Now imagine the same student in the same hallway, but with warm sunlight entering through windows, a tidy uniform, and friends nearby. The meaning changes completely. This shows that mise-en-scène is not just decoration. It is storytelling through visual design.
Conclusion
Mise-en-scène is one of the most important ways films create meaning. It includes setting, props, costume, makeup, lighting, and actor placement, all working together inside the frame. In IB Film HL, understanding mise-en-scène helps students read film carefully, support analysis with evidence, and connect visual choices to themes, character, and context. When you study a film text, remember that every object, color, and arrangement can carry meaning. That is why close attention to mise-en-scène is essential for strong film analysis 🎥
Study Notes
- Mise-en-scène means “placing on stage” and refers to everything arranged in front of the camera.

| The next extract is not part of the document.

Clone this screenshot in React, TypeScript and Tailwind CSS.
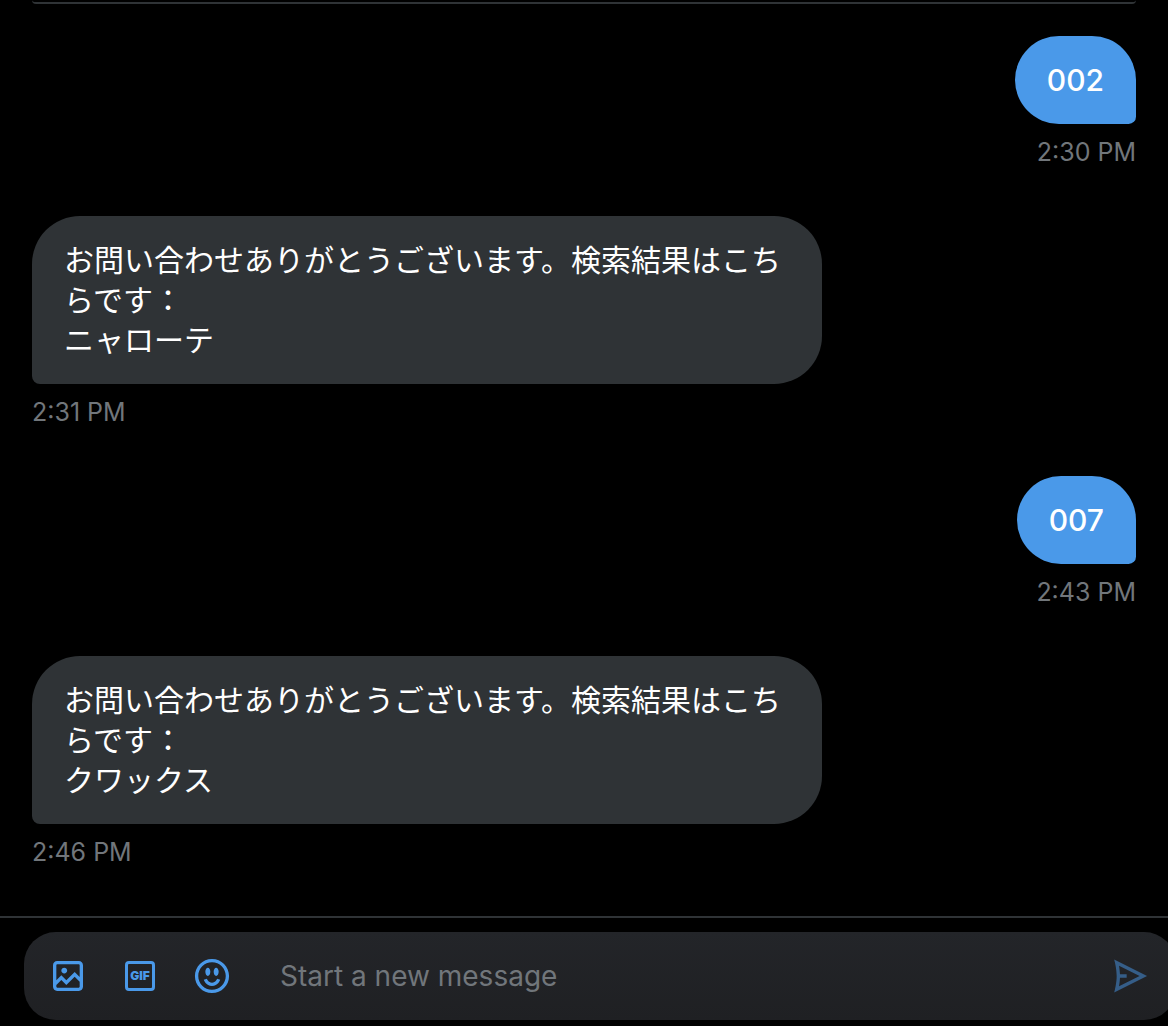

- Main elements: setting, props, costume, makeup, lighting, actor positioning, gesture, and movement.
- Mise-en-scène helps create mood, reveal character, and communicate theme.
- Setting and set design show the world of the film and can suggest class, time period, or emotional atmosphere.
- Props can be practical objects or symbols with deeper meaning.
- Costume and makeup reveal identity, status, personality, and character change.
- Lighting shapes mood and attention; high-key lighting is brighter, while low-key lighting is darker and more shadowy.
- Actor placement and body language can show power, distance, isolation, or relationships.
- In IB Film HL, analysis should explain how visual choices create meaning, not just describe what is visible.
- Use evidence from scenes in prescribed film texts to support close textual analysis.
- Mise-en-scène connects to reading film because it helps audiences interpret meaning without relying on dialogue alone.